§ **What the task asks**:
The records below are made of lines; count those holding the word "components" and give the number only.

§ **Data to process**:
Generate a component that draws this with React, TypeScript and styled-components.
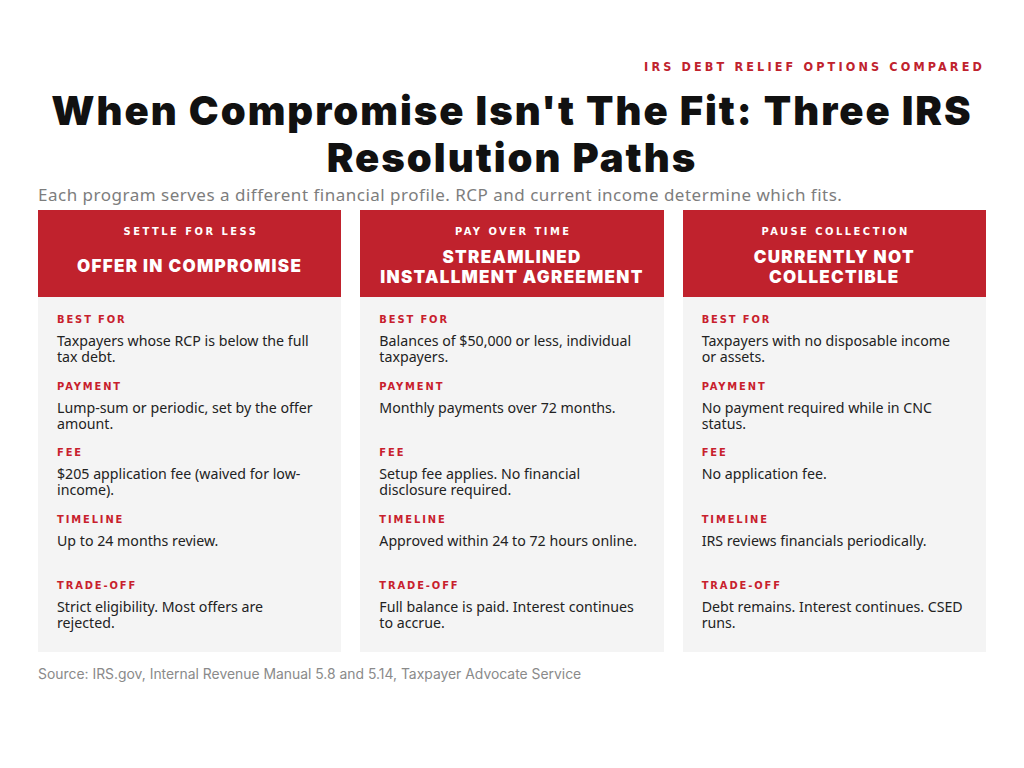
import React from "react";
import styled, { createGlobalStyle } from "styled-components";

const GlobalStyle = createGlobalStyle`
  * { box-sizing: border-box; }
  body {
    margin: 0;
    background: #ffffff;
    font-family: "Noto Sans", "Open Sans", sans-serif;
  }
`;

const RED = "#c0222d";
const CONDENSED = `"DejaVu Sans Condensed", "DejaVu Sans", sans-serif`;

const Page = styled.div`
  width: 1024px;
  height: 768px;
  padding: 58px 38px 0 38px;
  display: flex;
  flex-direction: column;
`;

const Eyebrow = styled.div`
  align-self: flex-end;
  margin-right: 1px;
  font-family: ${CONDENSED};
  font-stretch: semi-condensed;
  font-weight: 700;
  font-size: 12.5px;
  line-height: 18px;
  letter-spacing: 3.15px;
  color: ${RED};
`;

const Title = styled.h1`
  margin: 11px 0 0 0;
  text-align: center;
  font-family: "Inter", "Roboto", sans-serif;
  font-weight: 900;
  font-size: 40px;
  line-height: 47px;
  letter-spacing: 2px;
  color: #111111;
`;

const Subtitle = styled.p`
  margin: 4px 0 0 0;
  font-family: "Noto Sans", sans-serif;
  font-size: 17px;
  line-height: 20px;
  letter-spacing: 0.5px;
  color: #7d7d7d;
`;

const Cards = styled.div`
  margin-top: 5px;
  display: grid;
  grid-template-columns: repeat(3, 1fr);
  column-gap: 19px;
`;

const Card = styled.div`
  display: flex;
  flex-direction: column;
`;

const Header = styled.div`
  height: 87px;
  background: ${RED};
  color: #ffffff;
  display: flex;
  flex-direction: column;
  align-items: center;
  padding-top: 15px;
  text-align: center;
`;

const Kicker = styled.div`
  font-family: ${CONDENSED};
  font-stretch: semi-condensed;
  font-weight: 700;
  font-size: 11px;
  line-height: 14px;
  letter-spacing: 2.5px;
  margin-right: -2.5px;
`;

const CardTitle = styled.div<{ $lines: number }>`
  flex: 1;
  display: flex;
  align-items: center;
  justify-content: center;
  padding-bottom: ${(p) => (p.$lines > 1 ? 2 : 4)}px;
  font-family: "Inter", "Roboto", sans-serif;
  font-weight: 900;
  font-size: 17px;
  line-height: 20px;
  letter-spacing: 1.3px;
  text-transform: uppercase;
`;

const Body = styled.div`
  background: #f4f4f4;
  padding: 16px 19px 6px 19px;
  display: grid;
  grid-auto-rows: 66.6px;
`;

const Section = styled.div`
  display: flex;
  flex-direction: column;
`;

const Label = styled.div`
  font-family: ${CONDENSED};
  font-stretch: semi-condensed;
  font-weight: 700;
  font-size: 11px;
  line-height: 14px;
  letter-spacing: 1.9px;
  color: #c8202c;
`;

const Value = styled.div`
  margin-top: 6px;
  font-family: "Noto Sans", sans-serif;
  font-size: 14.2px;
  line-height: 16px;
  color: #222222;
`;

const Source = styled.div`
  margin-top: 13px;
  font-family: "Inter", sans-serif;
  font-size: 13.9px;
  line-height: 18px;
  color: #8a8a8a;
`;

type Option = {
  kicker: string;
  title: string[];
  rows: [string, string][];
};

const options: Option[] = [
  {
    kicker: "SETTLE FOR LESS",
    title: ["Offer in Compromise"],
    rows: [
      ["BEST FOR", "Taxpayers whose RCP is below the full tax debt."],
      ["PAYMENT", "Lump-sum or periodic, set by the offer amount."],
      ["FEE", "$205 application fee (waived for low-income)."],
      ["TIMELINE", "Up to 24 months review."],
      ["TRADE-OFF", "Strict eligibility. Most offers are rejected."],
    ],
  },
  {
    kicker: "PAY OVER TIME",
    title: ["Streamlined", "Installment Agreement"],
    rows: [
      ["BEST FOR", "Balances of $50,000 or less, individual taxpayers."],
      ["PAYMENT", "Monthly payments over 72 months."],
      ["FEE", "Setup fee applies. No financial disclosure required."],
      ["TIMELINE", "Approved within 24 to 72 hours online."],
      ["TRADE-OFF", "Full balance is paid. Interest continues to accrue."],
    ],
  },
  {
    kicker: "PAUSE COLLECTION",
    title: ["Currently Not", "Collectible"],
    rows: [
      ["BEST FOR", "Taxpayers with no disposable income or assets."],
      ["PAYMENT", "No payment required while in CNC status."],
      ["FEE", "No application fee."],
      ["TIMELINE", "IRS reviews financials periodically."],
      ["TRADE-OFF", "Debt remains. Interest continues. CSED runs."],
    ],
  },
];

export default function App() {
  return (
    <>
      <GlobalStyle />
      <Page>
        <Eyebrow>IRS DEBT RELIEF OPTIONS COMPARED</Eyebrow>
        <Title>
          When Compromise Isn't The Fit: Three IRS
          <br />
          Resolution Paths
        </Title>
        <Subtitle>
          Each program serves a different financial profile. RCP and current
          income determine which fits.
        </Subtitle>
        <Cards>
          {options.map((o) => (
            <Card key={o.kicker}>
              <Header>
                <Kicker>{o.kicker}</Kicker>
                <CardTitle $lines={o.title.length}>
                  <span>
                    {o.title.map((t, i) => (
                      <React.Fragment key={t}>
                        {i > 0 && <br />}
                        {t}
                      </React.Fragment>
                    ))}
                  </span>
                </CardTitle>
              </Header>
              <Body>
                {o.rows.map(([label, value]) => (
                  <Section key={label}>
                    <Label>{label}</Label>
                    <Value>{value}</Value>
                  </Section>
                ))}
              </Body>
            </Card>
          ))}
        </Cards>
        <Source>
          Source: IRS.gov, Internal Revenue Manual 5.8 and 5.14, Taxpayer
          Advocate Service
        </Source>
      </Page>
    </>
  );
}
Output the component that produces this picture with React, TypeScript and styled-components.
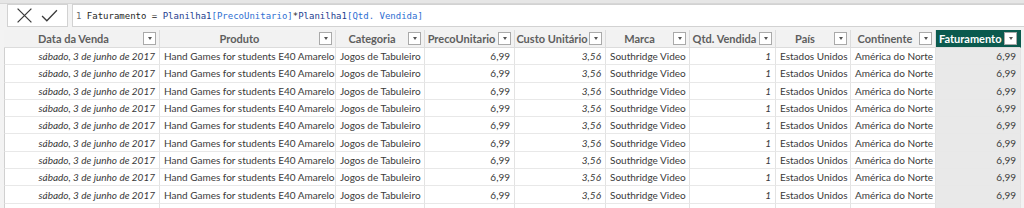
import React from "react";
import styled, { createGlobalStyle } from "styled-components";

const Global = createGlobalStyle`
  html, body { margin: 0; padding: 0; background: #ffffff; }
  body { font-family: Lato, "Liberation Sans", sans-serif; overflow: hidden; }
`;

const Page = styled.div`
  width: 1024px;
  height: 208px;
  background: #f3f3f3;
  display: flex;
  flex-direction: column;
  overflow: hidden;
  & > * { flex-shrink: 0; }
`;

const TopStrip = styled.div`
  height: 3px;
  background: #e6e6e6;
  border-bottom: 1px solid #d6d6d6;
`;

const FormulaBar = styled.div`
  display: flex;
  gap: 4px;
  padding: 0 0 0 7px;
  height: 23px;
  margin-bottom: 3px;
  background: #f3f3f3;
`;

const ActionBox = styled.div`
  width: 61px;
  background: #ffffff;
  border: 1px solid #d2d2d2;
  display: flex;
  align-items: center;
  gap: 8px;
  padding-left: 8px;
  box-sizing: border-box;
`;

const FormulaBox = styled.div`
  flex: 1;
  background: #ffffff;
  border: 1px solid #d2d2d2;
  border-right: none;
  display: flex;
  align-items: center;
  padding-left: 3px;
  font-family: "DejaVu Sans Mono", "Liberation Mono", monospace;
  font-size: 9px;
  color: #333333;
  white-space: pre;
`;

const Tok = styled.span<{ $kind: "num" | "plain" | "table" | "col" }>`
  color: ${(p) =>
    p.$kind === "num" ? "#6a6a6a" : p.$kind === "table" ? "#1d3d8f" : p.$kind === "col" ? "#2f6fd2" : "#262626"};
`;

const Grid = styled.div`
  margin-left: 4px;
  display: grid;
  grid-template-columns: 156px 176px 89px 90px 91px 84px 86px 75px 85px 85px 1fr;
  background: #ffffff;
  font-size: 10px;
  color: #3a3a3a;
`;

const HeadCell = styled.div<{ $active?: boolean }>`
  height: 18px;
  display: flex;
  align-items: center;
  box-sizing: border-box;
  border-right: 1px solid ${(p) => (p.$active ? "#0b5a4e" : "#dcdcdc")};
  border-bottom: 1px solid #dcdcdc;
  background: ${(p) => (p.$active ? "#0b5a4e" : "#f2f2f2")};
  color: ${(p) => (p.$active ? "#ffffff" : "#5e5e5e")};
  font-size: 11px;
  font-weight: 700;
  padding-right: 3px;
  white-space: nowrap;
  overflow: hidden;
`;

const HeadLabel = styled.span<{ $left?: boolean }>`
  flex: 1;
  text-align: ${(p) => (p.$left ? "left" : "center")};
  padding-left: ${(p) => (p.$left ? "3px" : "0")};
`;

const FilterBtn = styled.span`
  width: 11px;
  height: 11px;
  background: #ffffff;
  border: 1px solid #a9a9a9;
  display: flex;
  align-items: center;
  justify-content: center;
  flex-shrink: 0;
`;

const Caret = styled.span`
  width: 0;
  height: 0;
  border-left: 2.5px solid transparent;
  border-right: 2.5px solid transparent;
  border-top: 3px solid #555555;
`;

const Filler = styled.div<{ $head?: boolean }>`
  background: #f2f2f2;
  height: ${(p) => (p.$head ? "18px" : "17.3px")};
`;

const Cell = styled.div<{ $align: "left" | "right"; $italic?: boolean; $shade?: boolean; $first?: boolean }>`
  height: 17.3px;
  box-sizing: border-box;
  display: flex;
  align-items: center;
  justify-content: ${(p) => (p.$align === "right" ? "flex-end" : "flex-start")};
  padding: 0 4px;
  border-right: 1px solid #e3e3e3;
  border-bottom: 1px solid #e8e8e8;
  border-left: ${(p) => (p.$first ? "1px solid #d0d0d0" : "none")};
  font-style: ${(p) => (p.$italic ? "italic" : "normal")};
  background: ${(p) => (p.$shade ? "#e9e9e9" : "#ffffff")};
  white-space: nowrap;
  overflow: hidden;
`;

type Col = { label: string; align: "left" | "right"; italic?: boolean; value: string };

const cols: Col[] = [
  { label: "Data da Venda", align: "right", italic: true, value: "sábado, 3 de junho de 2017" },
  { label: "Produto", align: "left", value: "Hand Games for students E40 Amarelo" },
  { label: "Categoria", align: "left", value: "Jogos de Tabuleiro" },
  { label: "PrecoUnitario", align: "right", value: "6,99" },
  { label: "Custo Unitário", align: "right", italic: true, value: "3,56" },
  { label: "Marca", align: "left", value: "Southridge Video" },
  { label: "Qtd. Vendida", align: "right", italic: true, value: "1" },
  { label: "País", align: "left", value: "Estados Unidos" },
  { label: "Continente", align: "left", value: "América do Norte" },
  { label: "Faturamento", align: "right", value: "6,99" },
];

const rows = Array.from({ length: 10 }, (_, i) => i);

export default function App() {
  return (
    <Page>
      <Global />
      <TopStrip />
      <FormulaBar>
        <ActionBox>
          <svg width="17" height="17" viewBox="0 0 16 16">
            <path d="M1.5 1.5 L14.5 14.5 M14.5 1.5 L1.5 14.5" stroke="#3b3b3b" strokeWidth="1.2" fill="none" />
          </svg>
          <svg width="17" height="17" viewBox="0 0 16 16">
            <path d="M1 8.5 L5.5 13 L15 3" stroke="#3b3b3b" strokeWidth="1.2" fill="none" />
          </svg>
        </ActionBox>
        <FormulaBox>
          <Tok $kind="num">1 </Tok>
          <Tok $kind="plain">Faturamento = </Tok>
          <Tok $kind="table">Planilha1</Tok>
          <Tok $kind="col">[PrecoUnitario]</Tok>
          <Tok $kind="plain">*</Tok>
          <Tok $kind="table">Planilha1</Tok>
          <Tok $kind="col">[Qtd. Vendida]</Tok>
        </FormulaBox>
      </FormulaBar>
      <Grid>
        {cols.map((c, i) => (
          <HeadCell key={c.label} $active={i === cols.length - 1}>
            <HeadLabel $left={i === cols.length - 1}>{c.label}</HeadLabel>
            <FilterBtn>
              <Caret />
            </FilterBtn>
          </HeadCell>
        ))}
        <Filler $head />
        {rows.map((r) => (
          <React.Fragment key={r}>
            {cols.map((c, i) => (
              <Cell
                key={c.label}
                $align={c.align}
                $italic={c.italic}
                $shade={i === cols.length - 1}
                $first={i === 0}
              >
                {r < 9 ? c.value : ""}
              </Cell>
            ))}
            <Filler />
          </React.Fragment>
        ))}
      </Grid>
    </Page>
  );
}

§ **Final result**:
4